Liberty isn’t power if we ignore it.
Liberty is power only if we choose to do something with it. Americans have had their individual rights violated time and again by federal policies that extend what Jefferson called the “tyrant’s will.” The oppressive Affordable Care Act has taken a back seat to current Obama administration scandals that speak to what happens when our government’s grip gets too tight. Instead of outrage at the polls by voters who expect their candidates to watch America’s back, primaries are showing acceptance of more of the same. Even new conservative blood has been trounced in primary elections against old guard politicians like Kentucky’s Mitch McConnell who have outlived their usefulness but still know how to make the right noises to bring out the vote.
Incumbents rule. Why?
If we are so dissatisfied with government, why is the rate for keeping incumbents in office so high? In the 2012 election, 64% of incumbents were reelected to the Senate.4 Incumbents were re-elected to the House a stunning 81% of the time.5 In October 2012, just before Americans cast their ballots to keep 351 House members in office, our approval rating for Congress was 21%.6
One of the responsibilities of liberty is making sure those we put in office respect that liberty, but many of us don’t make the effort.
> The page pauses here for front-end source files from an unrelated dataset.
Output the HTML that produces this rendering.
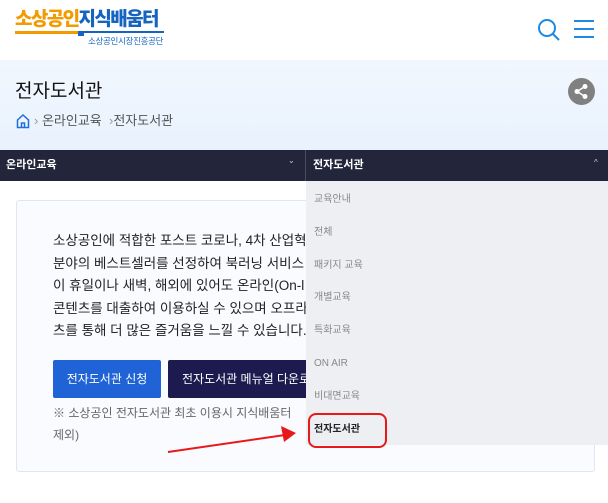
<!DOCTYPE html>
<html><head><meta charset="utf-8"><style>
*{margin:0;padding:0;box-sizing:border-box}
body{width:608px;height:503px;overflow:hidden;background:#fff;font-family:"Liberation Sans","Noto Sans CJK KR",sans-serif;position:relative}
.a{position:absolute}
</style></head><body>
<div class="a" style="left:15px;top:9px;font-size:19px;font-weight:900;letter-spacing:-1.6px;line-height:22px"><span style="color:#f39a00">소상공인</span><span style="color:#1565c0">지식배움터</span></div>
<div class="a" style="left:15px;top:31px;width:66px;height:3px;background:#f39a00"></div>
<div class="a" style="left:80px;top:31px;width:84px;height:2px;background:#1565c0"></div>
<div class="a" style="left:78px;top:31px;width:6px;height:5px;background:#1565c0"></div>
<div class="a" style="left:88px;top:36px;font-size:8.5px;color:#1565c0;line-height:11px;letter-spacing:-0.3px">소상공인시장진흥공단</div>
<svg class="a" style="left:537px;top:18px" width="24" height="24"><circle cx="10" cy="10" r="8" fill="none" stroke="#1e88e5" stroke-width="2"/><line x1="16" y1="16" x2="22" y2="22" stroke="#1e88e5" stroke-width="2"/></svg>
<svg class="a" style="left:573px;top:19px" width="22" height="20"><path d="M1 2H21M1 10H21M1 18H21" stroke="#1e88e5" stroke-width="2"/></svg>
<div class="a" style="left:0;top:60px;width:608px;height:90px;background:linear-gradient(#f1f7fe,#e9f2fd)"></div>
<div class="a" style="left:15px;top:80px;font-size:19px;color:#111;line-height:24px">전자도서관</div>
<div class="a" style="left:568px;top:78px;width:27px;height:27px;border-radius:50%;background:#808080"></div>
<svg class="a" style="left:568px;top:78px" width="27" height="27"><circle cx="17" cy="8.5" r="2.5" fill="#fff"/><circle cx="9" cy="13.5" r="2.5" fill="#fff"/><circle cx="17" cy="18.5" r="2.5" fill="#fff"/><path d="M17 8.5L9 13.5L17 18.5" stroke="#fff" stroke-width="1.5" fill="none"/></svg>
<svg class="a" style="left:16px;top:113px" width="14" height="16"><path d="M1.5 7L7 2L12.5 7V14.5H1.5Z M5.5 14.5V10H8.5V14.5" fill="none" stroke="#1e6fd9" stroke-width="1.5"/></svg>
<div class="a" style="left:34px;top:112px;font-size:13px;color:#555;line-height:18px"><span style="color:#999">›</span> 온라인교육 &nbsp;<span style="color:#999">›</span>전자도서관</div>
<div class="a" style="left:0;top:150px;width:608px;height:31px;background:#23263a"></div>
<div class="a" style="left:305px;top:150px;width:1px;height:31px;background:#4a4d60"></div>
<div class="a" style="left:6px;top:157px;font-size:11px;color:#fff;font-weight:bold;line-height:16px">온라인교육</div>
<div class="a" style="left:288px;top:156px;font-size:8px;color:#ccc">⌄</div>
<div class="a" style="left:313px;top:157px;font-size:11px;color:#fff;font-weight:bold;line-height:16px">전자도서관</div>
<div class="a" style="left:594px;top:158px;font-size:8px;color:#ccc">^</div>
<div class="a" style="left:16px;top:200px;width:579px;height:272px;border:1px solid #dfe6f5;border-radius:3px;background:#f9fbff"></div>
<div class="a" style="left:53px;top:230px;width:260px;font-size:13.5px;color:#222;line-height:22.5px;white-space:nowrap;overflow:hidden">소상공인에 적합한 포스트 코로나, 4차 산업혁<br>분야의 베스트셀러를 선정하여 북러닝 서비스<br>이 휴일이나 새벽, 해외에 있어도 온라인(On-l<br>콘텐츠를 대출하여 이용하실 수 있으며 오프라<br>츠를 통해 더 많은 즐거움을 느낄 수 있습니다.</div>
<div class="a" style="left:53px;top:360px;width:108px;height:38px;background:#1f63d6;border-radius:2px;color:#fff;font-size:12px;line-height:38px;text-align:center">전자도서관 신청</div>
<div class="a" style="left:168px;top:360px;width:140px;height:38px;background:#1d1a4f;border-radius:2px;color:#fff;font-size:12px;line-height:38px;padding-left:14px;white-space:nowrap;overflow:hidden">전자도서관 메뉴얼 다운로</div>
<div class="a" style="left:53px;top:402px;width:253px;font-size:12px;color:#666;line-height:22px;white-space:nowrap;overflow:hidden">※ 소상공인 전자도서관 최초 이용시 지식배움터 <br>제외)</div>
<div class="a" style="left:306px;top:181px;width:302px;height:264px;background:#eeeff2"></div>
<div class="a" style="left:314px;top:184px;font-size:10px;color:#888;line-height:32.8px">교육안내<br>전체<br>패키지 교육<br>개별교육<br>특화교육<br>ON AIR<br>비대면교육<br><span style="color:#222;font-weight:bold">전자도서관</span></div>
<div class="a" style="left:308px;top:413px;width:79px;height:35px;border:2px solid #e8191a;border-radius:8px"></div>
<svg class="a" style="left:160px;top:420px" width="145" height="40"><line x1="8" y1="32" x2="125" y2="15" stroke="#e8191a" stroke-width="2"/><path d="M136 13L121 6L124 22Z" fill="#e8191a"/></svg>
</body></html>
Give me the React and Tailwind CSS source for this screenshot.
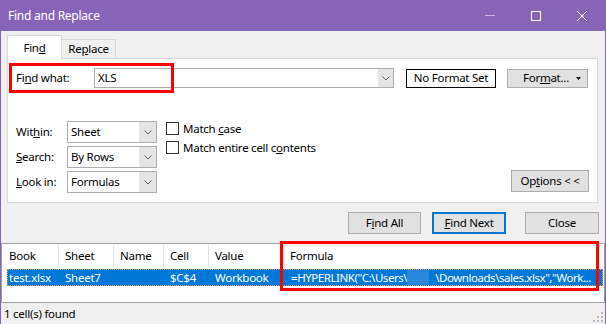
import { useState } from 'react'

const Chevron = () => (
    <svg width="8" height="5" viewBox="0 0 8 5" className="block">
        <path d="M0.5 0.5 L4 4 L7.5 0.5" fill="none" stroke="#606060" strokeWidth="1" />
    </svg>
)

function Select({ value }) {
    return (
        <div className="w-[90px] h-[22px] flex border border-[#adadad] bg-white">
            <div className="flex-1 flex items-center pl-[3px]">{value}</div>
            <div className="w-[17px] flex items-center justify-center bg-[#e5e5e5]">
                <Chevron />
            </div>
        </div>
    )
}

function Check({ children }) {
    return (
        <div className="h-[13px] flex items-center gap-[4px]">
            <div className="w-[13px] h-[13px] border border-[#333333] bg-white" />
            <span>{children}</span>
        </div>
    )
}

function Button({ children, primary, className = '' }) {
    return (
        <button
            className={
                'h-[22px] flex items-center justify-center bg-[#e1e1e1] ' +
                (primary ? 'border-2 border-[#0078d7] ' : 'border border-[#adadad] ') +
                className
            }
        >
            {children}
        </button>
    )
}

export default function App() {
    const [what] = useState('XLS')

    return (
        <div className="w-[606px] h-[324px] relative overflow-hidden flex flex-col bg-[#f0f0f0] border-x border-[#8764b8] text-[11.5px] tracking-[-0.25px] leading-[16px] text-black font-['Noto_Sans','Liberation_Sans',sans-serif]">
            {/* title bar */}
            <div className="h-[31px] shrink-0 flex items-center bg-[#8764b8] text-white">
                <div className="pl-[7px] text-[12px]">Find and Replace</div>
                <div className="ml-auto flex h-full">
                    <div className="w-[46px] flex items-center justify-center">
                        <div className="w-[10px] h-px bg-[#c9b8e0]" />
                    </div>
                    <div className="w-[46px] flex items-center justify-center">
                        <div className="w-[10px] h-[10px] border border-white" />
                    </div>
                    <div className="w-[46px] flex items-center justify-center">
                        <svg width="10" height="10" viewBox="0 0 10 10">
                            <path d="M0 0 L10 10 M10 0 L0 10" stroke="white" strokeWidth="1" />
                        </svg>
                    </div>
                </div>
            </div>

            {/* tabs */}
            <div className="flex items-end pl-[6px] pt-[4px]">
                <div className="relative z-10 w-[55px] h-[24px] -mb-px flex items-center justify-center bg-white border border-b-0 border-[#d9d9d9]">
                    Fin<u>d</u>
                </div>
                <div className="w-[54px] h-[19px] flex items-center justify-center bg-[#f0f0f0] border border-l-0 border-b-0 border-[#d9d9d9]">
                    Re<u>p</u>lace
                </div>
            </div>

            {/* panel */}
            <div className="ml-[6px] w-[591px] h-[145px] shrink-0 flex flex-col bg-white border border-[#d9d9d9] pl-[8px]">
                <div className="mt-[9px] h-[20px] flex items-center">
                    <div className="w-[78px]">Fi<u>n</u>d what:</div>
                    <div className="w-[300px] h-[20px] flex border border-[#adadad]">
                        <div className="flex-1 flex items-center pl-[3px]">{what}</div>
                        <div className="w-[15px] flex items-center justify-center bg-[#e5e5e5]">
                            <Chevron />
                        </div>
                    </div>
                    <div className="ml-[12px] w-[90px] h-[19px] flex items-center justify-center border border-black bg-white">
                        No Format Set
                    </div>
                    <div className="ml-[11px] w-[81px] h-[19px] flex items-center bg-[#e1e1e1] border border-[#adadad]">
                        <span className="flex-1 text-center pl-[8px]">For<u>m</u>at...</span>
                        <svg width="5" height="3" viewBox="0 0 5 3" className="mr-[6px]">
                            <path d="M0 0 H5 L2.5 3 Z" fill="#000" />
                        </svg>
                    </div>
                </div>

                <div className="mt-[33px] flex">
                    <div className="flex flex-col gap-[3px]">
                        <div className="flex items-center">
                            <div className="w-[51px]">Wit<u>h</u>in:</div>
                            <Select value="Sheet" />
                        </div>
                        <div className="flex items-center">
                            <div className="w-[51px]"><u>S</u>earch:</div>
                            <Select value="By Rows" />
                        </div>
                        <div className="flex items-center">
                            <div className="w-[51px]"><u>L</u>ook in:</div>
                            <Select value="Formulas" />
                        </div>
                    </div>
                    <div className="ml-[9px] mt-[1px] flex flex-col gap-[6px]">
                        <Check>Match <u>c</u>ase</Check>
                        <Check>Match entire cell c<u>o</u>ntents</Check>
                    </div>
                    <Button className="ml-auto mr-[8px] mb-px self-end w-[78px]">
                        Op<u>t</u>ions &lt; &lt;
                    </Button>
                </div>
            </div>

            {/* buttons */}
            <div className="mt-[9px] flex justify-end pr-[6px]">
                <Button className="w-[73px]">F<u>i</u>nd All</Button>
                <Button primary className="ml-[11px] w-[74px]"><u>F</u>ind Next</Button>
                <Button className="ml-[19px] w-[74px]">Close</Button>
            </div>

            {/* results */}
            <div className="mt-[9px] h-[60px] shrink-0 flex flex-col bg-white border-y border-x border-[#a0a0a0]">
                <div className="h-[24px] flex items-center">
                    <div className="w-[57px] h-[22px] flex items-center pl-[7px] border-r border-[#e5e5e5]">Book</div>
                    <div className="w-[55px] h-[22px] flex items-center pl-[6px] border-r border-[#e5e5e5]">Sheet</div>
                    <div className="w-[50px] h-[22px] flex items-center pl-[6px] border-r border-[#e5e5e5]">Name</div>
                    <div className="w-[45px] h-[22px] flex items-center pl-[6px] border-r border-[#e5e5e5]">Cell</div>
                    <div className="w-[75px] h-[22px] flex items-center pl-[6px] border-r border-[#e5e5e5]">Value</div>
                    <div className="flex-1 h-[22px] flex items-center pl-[6px]">Formula</div>
                </div>
                <div className="ml-[5px] mr-px mt-px h-[17px] flex items-center bg-[#0078d7] text-white border border-dotted border-[#e9a25a] whitespace-nowrap overflow-hidden">
                    <div className="w-[51px] pl-px">test.xlsx</div>
                    <div className="w-[55px] pl-[6px]">Sheet7</div>
                    <div className="w-[50px] pl-[6px]"></div>
                    <div className="w-[45px] pl-[6px]">$C$4</div>
                    <div className="w-[75px] pl-[6px]">Workbook</div>
                    <div className="flex-1 pl-[7px] flex items-center overflow-hidden tracking-[-0.45px]">
                        <span>=HYPERLINK("C:\Users\</span>
                        <span className="inline-block w-[22px] h-[15px] bg-[#2a86dc]" />
                        <span className="ml-[6px]">\Downloads\sales.xlsx","Work...</span>
                    </div>
                </div>
            </div>

            {/* status */}
            <div className="flex-1 flex items-center pl-[3px]">1 cell(s) found</div>

            <svg width="10" height="10" viewBox="0 0 10 10" className="absolute right-[2px] bottom-[2px]">
                <g fill="#b8b8b8">
                    <rect x="8" y="0" width="2" height="2" />
                    <rect x="4" y="4" width="2" height="2" />
                    <rect x="8" y="4" width="2" height="2" />
                    <rect x="0" y="8" width="2" height="2" />
                    <rect x="4" y="8" width="2" height="2" />
                    <rect x="8" y="8" width="2" height="2" />
                </g>
            </svg>

            {/* annotation boxes */}
            <div className="absolute left-[8px] top-[63px] w-[165px] h-[30px] border-[3px] border-[#ff0000]" />
            <div className="absolute left-[279px] top-[241px] w-[319px] h-[50px] border-[3px] border-[#ff0000]" />
        </div>
    )
}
From elections in states like Illinois where almost anyone is better than what we already have (see: Political Freedom Doesn’t Matter to Illinois Voters), to national elections where the decision is often an afterthought, when the time comes to resist we fail to live up to our founder’s expectations. What did four bad years of Obama get us? A less than 60% voter turnout in 2012 that vindicated the president’s record with fewer ballots cast than the 2008 catastrophe that put him in office.
The Founding Fathers anticipated we would value their ideals enough to put some effort into defending them. Americans will make the effort to go to fireworks displays on Friday and will attend barbecues and travel out of town, all of which take a lot more determination than casting a ballot to decide the direction the country will take. Fireworks are only a symbol. Living up to the responsibilities of liberty is something real that too many of us find it easy to ignore.